The spatial character of high and low tones.

Originally published in Journal of Experimental Psychology, 13, 278-85, 1930.

By Carroll C. Pratt

Harvard University

In all sensory phenomena one may detect some degree of spatial orientation. The different modalities do not, however, have equal shares of spatial material. The sense of hearing has come off rather badly in this respect. Sounds, in spite of their volumic proportions, are not spread out in space, and localization of them frequently reveals curious inaccuracies and vagaries. And yet for the differentiation of certain tonal qualities it becomes necessary to draw upon terms which are of purely spatial origin. The tones at one end of the pitch-continuum are called high, and those at the other end are called low, and qualitative changes along this continuum are spoken of as rising or falling inflections, ascending or descending cadences, downward or upward movements. The conspicuous fitness of such phrases is immediately apparent.

The application to a given sense impression, of adjectives which belong strictly to impressions from other modalities, occasions as a rule little comment.

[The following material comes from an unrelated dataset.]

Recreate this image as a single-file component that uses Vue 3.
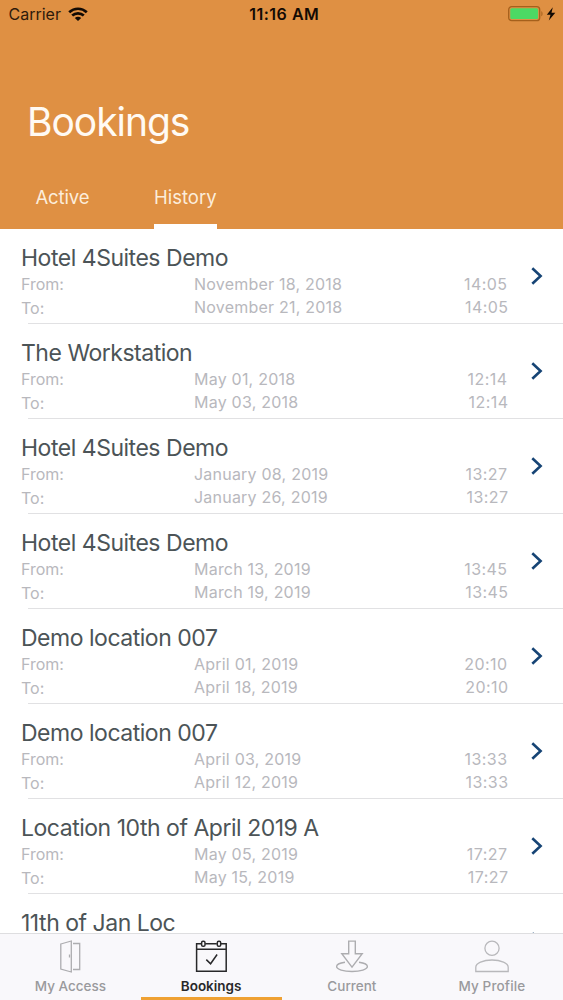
<template>
  <div class="app">
    <header class="header">
      <div class="status-bar">
        <div class="carrier">
          <span>Carrier</span>
          <svg class="wifi" width="20" height="14" viewBox="0 0 20 14" fill="none" stroke="#120a04" stroke-width="2.7">
            <path d="M1.2 5.2C6.2.6 13.8.6 18.8 5.2" />
            <path d="M4.2 8.6c3.3-3 8.3-3 11.6 0" />
            <path d="M10 13.9 6.8 10.9c1.8-1.5 4.6-1.5 6.4 0z" fill="#120a04" stroke="none" />
          </svg>
        </div>
        <span class="clock">11:16 AM</span>
        <div class="power">
          <svg width="48" height="16" viewBox="0 0 48 16">
            <rect x=".7" y=".7" width="31" height="14" rx="3" fill="none" stroke="#a5601c" stroke-width="1.3" />
            <rect x="2.3" y="2.3" width="27.8" height="10.8" rx="1.5" fill="#4cd964" />
            <path d="M33.4 5.2c1.5.6 1.5 4.4 0 5z" fill="#a5601c" />
            <path d="M44.8 1.3 38.8 8.7h3.7L40.8 14.4l6.5-7.6h-3.8z" fill="#120a04" />
          </svg>
        </div>
      </div>
      <h1>Bookings</h1>
      <nav class="tabs">
        <button class="tab tab-active">Active</button>
        <button class="tab tab-history selected">History</button>
      </nav>
    </header>

    <main class="list">
      <article v-for="(booking, i) in bookings" :key="i" class="booking">
        <div class="details">
          <h2>{{ booking.name }}</h2>
          <template v-if="booking.time">
            <div class="line">
              <span class="label">From:</span>
              <span class="date">{{ booking.from }}</span>
              <span class="time">{{ booking.time }}</span>
            </div>
            <div class="line to">
              <span class="label">To:</span>
              <span class="date">{{ booking.to }}</span>
              <span class="time">{{ booking.time }}</span>
            </div>
          </template>
        </div>
        <svg class="chevron" width="12" height="18" viewBox="0 0 12 18" fill="none" stroke="#164475" stroke-width="2.6">
          <path d="M1.3 1.3 9.6 9l-8.3 7.7" />
        </svg>
      </article>
    </main>

    <footer class="tab-bar">
      <button class="item">
        <svg width="34" height="34" viewBox="0 0 34 34" fill="none" stroke="#adadb0" stroke-width="1.3">
          <path d="M7.8 4 18.3 1v31L7.8 29z" />
          <path d="M20 3.5h6.7v26H20M16.5 14.5v3" />
        </svg>
        <span>My Access</span>
      </button>
      <button class="item current">
        <svg width="34" height="34" viewBox="0 0 34 34" fill="none" stroke="#28282a" stroke-width="1.5">
          <path d="M7.5 3.8H2.6v27.5h29.6V3.8h-5.5M11.2 3.8h11.6M2.6 9.3h29.6" />
          <rect x="7.6" y="1.3" width="3.4" height="5" rx="1.4" />
          <rect x="23.3" y="1.3" width="3.4" height="5" rx="1.4" />
          <path d="m12.3 19.6 4.3 4.2 6.5-9.3" />
        </svg>
        <span>Bookings</span>
      </button>
      <button class="item">
        <svg width="34" height="34" viewBox="0 0 34 34" fill="none" stroke="#adadb0" stroke-width="1.4">
          <path d="M13.7 1.1h6.6v12.6h6.9L17 27.2 6.8 13.7h6.9z" />
          <path d="M10 22.3C5 23 1.6 24.6 1.6 26.5c0 2.8 6.9 5 15.4 5s15.4-2.2 15.4-5c0-1.9-3.4-3.5-8.4-4.2" />
        </svg>
        <span>Current</span>
      </button>
      <button class="item profile">
        <svg width="34" height="34" viewBox="0 0 34 34" fill="none" stroke="#b8b8bb" stroke-width="1.3">
          <circle cx="17" cy="8.3" r="7.1" />
          <path d="M.8 31.5v-4.2c0-4 7.2-7.3 16.2-7.3s16.2 3.3 16.2 7.3v4.2z" />
        </svg>
        <span>My Profile</span>
      </button>
    </footer>
  </div>
</template>

<script setup>
const bookings = [
  { name: 'Hotel 4Suites Demo', from: 'November 18, 2018', to: 'November 21, 2018', time: '14:05' },
  { name: 'The Workstation', from: 'May 01, 2018', to: 'May 03, 2018', time: '12:14' },
  { name: 'Hotel 4Suites Demo', from: 'January 08, 2019', to: 'January 26, 2019', time: '13:27' },
  { name: 'Hotel 4Suites Demo', from: 'March 13, 2019', to: 'March 19, 2019', time: '13:45' },
  { name: 'Demo location 007', from: 'April 01, 2019', to: 'April 18, 2019', time: '20:10' },
  { name: 'Demo location 007', from: 'April 03, 2019', to: 'April 12, 2019', time: '13:33' },
  { name: 'Location 10th of April 2019 A', from: 'May 05, 2019', to: 'May 15, 2019', time: '17:27' },
  { name: '11th of Jan Loc' }
]
</script>

<style>
body {
  margin: 0;
  overflow: hidden;
}
</style>

<style scoped>
.app {
  display: flex;
  flex-direction: column;
  height: 1000px;
  overflow: hidden;
  background: #fff;
  font-family: Inter, "Liberation Sans", sans-serif;
}

button {
  padding: 0;
  border: 0;
  background: none;
  font-family: inherit;
}

.header {
  display: flex;
  flex-direction: column;
  flex: none;
  box-sizing: border-box;
  height: 228.5px;
  background: #df9043;
}

.status-bar {
  display: grid;
  grid-template-columns: 1fr auto 1fr;
  align-items: center;
  height: 29px;
  padding: 0 7px 0 8.5px;
  font-size: 16px;
  color: #120a04;
}

.carrier {
  display: flex;
  align-items: center;
  gap: 7px;
  margin-top: -1px;
  color: #2e1b0b;
}

.wifi {
  margin-top: -1px;
}

.clock {
  margin: -1px -4px 0 0;
  font-weight: 600;
  letter-spacing: 0.5px;
}

.power {
  display: flex;
  justify-content: flex-end;
  margin-top: -1px;
}

h1 {
  margin: 69px 0 0 27px;
  font-size: 39px;
  line-height: 48px;
  font-weight: 400;
  letter-spacing: -1.05px;
  color: #fffaf3;
}

.tabs {
  display: flex;
  margin-top: auto;
  padding-left: 35.5px;
}

.tab {
  box-sizing: border-box;
  height: 44px;
  padding-bottom: 13px;
  border-bottom: 5.5px solid transparent;
  font-size: 18.5px;
  line-height: 25px;
  color: #fceddb;
  text-align: left;
}

.tab-active {
  width: 118.5px;
  letter-spacing: -0.15px;
}

.tab-history {
  width: 63px;
}

.selected {
  border-color: #fff;
}

.list {
  flex: 1;
  min-height: 0;
  overflow: hidden;
}

.booking {
  position: relative;
  display: flex;
  align-items: flex-start;
  box-sizing: border-box;
  height: 95px;
  padding: 14.5px 20px 0 21px;
}

.booking::after {
  content: "";
  position: absolute;
  right: 0;
  bottom: 0;
  left: 28px;
  height: 1px;
  background: #e1e1e3;
}

.details {
  width: 487px;
}

h2 {
  margin: 0;
  font-size: 23px;
  line-height: 30px;
  font-weight: 400;
  letter-spacing: -0.48px;
  color: #4c5457;
  white-space: nowrap;
}

.line {
  display: grid;
  grid-template-columns: 173px 1fr auto;
  height: 23px;
  padding-right: 1px;
  font-size: 16px;
  line-height: 23px;
  color: #b8b8bd;
}

.to {
  padding-right: 0;
}

.to .label {
  line-height: 25px;
}

.date {
  letter-spacing: 0.22px;
}

.time {
  margin-right: -0.5px;
  letter-spacing: 0.45px;
}

.chevron {
  margin: 23.5px 0 0 23px;
}

.tab-bar {
  display: grid;
  grid-template-columns: repeat(4, 1fr);
  flex: none;
  box-sizing: border-box;
  height: 67.5px;
  border-top: 1.5px solid #dedee0;
  background: #f9f8fb;
}

.item {
  display: flex;
  flex-direction: column;
  align-items: center;
  padding-top: 6px;
  font-size: 13.5px;
  line-height: 18px;
  font-weight: 500;
  color: #9a9a9d;
}

.item span {
  margin-top: 3px;
}

.profile {
  padding-right: 1.5px;
  letter-spacing: 0.15px;
}

.current {
  color: #28282a;
  font-weight: 600;
  border-bottom: 3.5px solid #efa133;
}
</style>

Colors are called warm and odors heavy not because the psychological thermometers and balances are raised or tipped, but rather because by fairly obvious associations they remind one of experiences in other sense departments. It has been suggested that these cross-modality references give evidence that the varieties of sensory experience have their common origin in an undifferentiated matrix of preperceptual stuff, but it is probably wiser in our present state of knowledge to look upon them simply as evidence of perceived resemblances, or, in some cases, as instances of actual fusions of qualities from different sense departments, as when one calls a flavor puckery.[1] It has not been so simple a matter, however, to discover the associative bond which has led so uniformly to the application of the terms high and low to tonal pitch.

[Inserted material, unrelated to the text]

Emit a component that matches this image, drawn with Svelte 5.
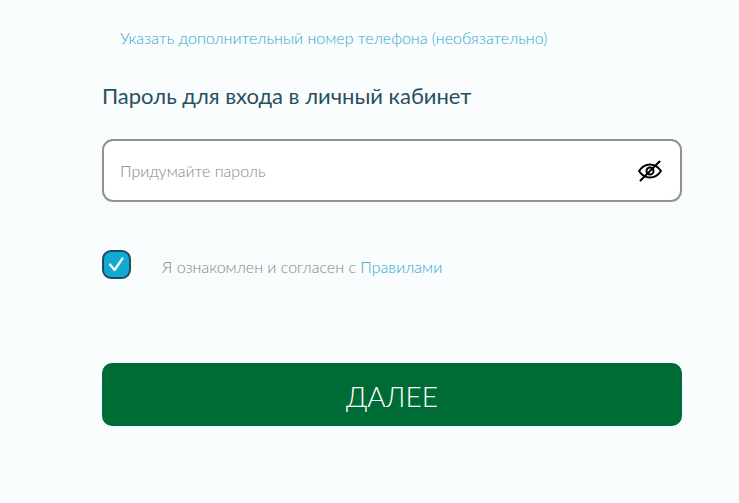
<script lang="ts">
  let password: string = $state("");
  let visible: boolean = $state(false);
  let agreed: boolean = $state(true);

  function submit(e: Event) {
    e.preventDefault();
  }
</script>

<form class="form" onsubmit={submit}>
  <a class="extra-phone" href="#phone">Указать дополнительный номер телефона (необязательно)</a>

  <label class="title" for="password">Пароль для входа в личный кабинет</label>
  <div class="field">
    <input
      id="password"
      type={visible ? "text" : "password"}
      placeholder="Придумайте пароль"
      bind:value={password}
    />
    <button
      class="eye"
      type="button"
      aria-label="Показать пароль"
      onclick={() => (visible = !visible)}
    >
      <svg viewBox="0 0 26 24" width="26" height="24" fill="none" stroke="#000" stroke-width="2">
        <path d="M2 12C5 7.500 9 5.500 13 5.500S21 7.500 24 12C21 16.500 17 18.500 13 18.500S5 16.500 2 12Z" stroke-linejoin="round" />
        <circle cx="13" cy="12" r="3.500" />
        {#if !visible}
          <path d="M3.500 21.500L22.500 2.500" stroke-linecap="round" />
        {/if}
      </svg>
    </button>
  </div>

  <div class="agree">
    <span class="check">
      <input id="agree" type="checkbox" bind:checked={agreed} />
      {#if agreed}
        <svg viewBox="0 0 29 29" width="29" height="29" fill="none" stroke="#fff" stroke-width="2.200">
          <path d="M8 14.500L12.500 20L20.500 8.500" stroke-linecap="round" stroke-linejoin="round" />
        </svg>
      {/if}
    </span>
    <label for="agree">Я ознакомлен и согласен с <a href="#rules">Правилами</a></label>
  </div>

  <button class="next" type="submit">ДАЛЕЕ</button>
</form>

<style>
  :global(body) {
    background: #fafdfe;
  }

  .form {
    display: flex;
    flex-direction: column;
    padding: 26px 57px 77px 102px;
    font-family: Lato, "Open Sans", sans-serif;
    font-weight: 300;
    font-size: 16px;
    line-height: 24px;
    color: #858585;
  }

  a {
    color: #2fa6d0;
    text-decoration: none;
  }

  .extra-phone {
    align-self: flex-start;
    padding-left: 18px;
  }

  .title {
    margin-top: 30px;
    font-size: 22px;
    line-height: 32px;
    font-weight: 400;
    color: #26505f;
  }

  /* ---- Password ---- */
  .field {
    display: flex;
    align-items: center;
    box-sizing: border-box;
    height: 63px;
    margin-top: 27px;
    padding: 0 17px 0 16px;
    background: #fff;
    border: 2px solid #929292;
    border-radius: 11px;
  }

  .field input {
    flex: 1;
    min-width: 0;
    padding: 0;
    border: none;
    outline: none;
    background: none;
    font: inherit;
    color: #26505f;
  }

  .field input::placeholder {
    color: #858585;
    opacity: 1;
  }

  .eye {
    display: flex;
    padding: 0;
    border: none;
    background: none;
    cursor: pointer;
  }

  /* ---- Agreement ---- */
  .agree {
    display: flex;
    align-items: flex-end;
    gap: 31px;
    margin-top: 48px;
  }

  .check {
    display: grid;
    width: 29px;
    height: 29px;
  }

  .check input,
  .check svg {
    grid-area: 1 / 1;
  }

  .check svg {
    pointer-events: none;
  }

  .check input {
    appearance: none;
    box-sizing: border-box;
    width: 29px;
    height: 29px;
    margin: 0;
    border: 2px solid #1b4f5f;
    border-radius: 9px;
    background: #fff;
    cursor: pointer;
  }

  .check input:checked {
    background: #12a9d2;
  }

  .next {
    height: 63px;
    margin-top: 84px;
    padding: 2px 0 0;
    border: none;
    border-radius: 10px;
    background: #006c35;
    color: #fff;
    font: inherit;
    font-size: 28px;
    cursor: pointer;
  }
</style>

Stumpf has found that adjectives meaning high and low (or words closely related in meaning) have been applied to tones in almost every known language.[2] But why should tones be characterized as high or low? Do these characteristics refer to differences in spatial height and depth? The answer to this second question has been almost without exception in the negative. A high tone does not mean a tone which is high in space. The phrase is merely figurative, and must be accounted for in terms of secondary criteria such as, e.g., the apparent localization of high vocal tones in the head and low ones in the chest. The composer Berlioz makes sport of such explanations and reminds his readers that high and low tones for the pianist lie in the horizontal directions of right and left and that the violoncellist must reach downward to produce high tones, and suggests that those composers of opera who use descending passages for a person falling downstairs have stupidly transferred to the tones the arbitrary downward character of the printed notes on the staff. And yet Stumpf, convinced that there can be no intrinsic height and depth in tones, has felt obliged to argue that here again some associative mechanism, strangely obscure and elusive, has been at work. Even Wundt was forced to agree with Stumpf in calling these terms metaphorical when applied to tones [3], and most psychologists who have given the matter any thought have expressed similar views [4].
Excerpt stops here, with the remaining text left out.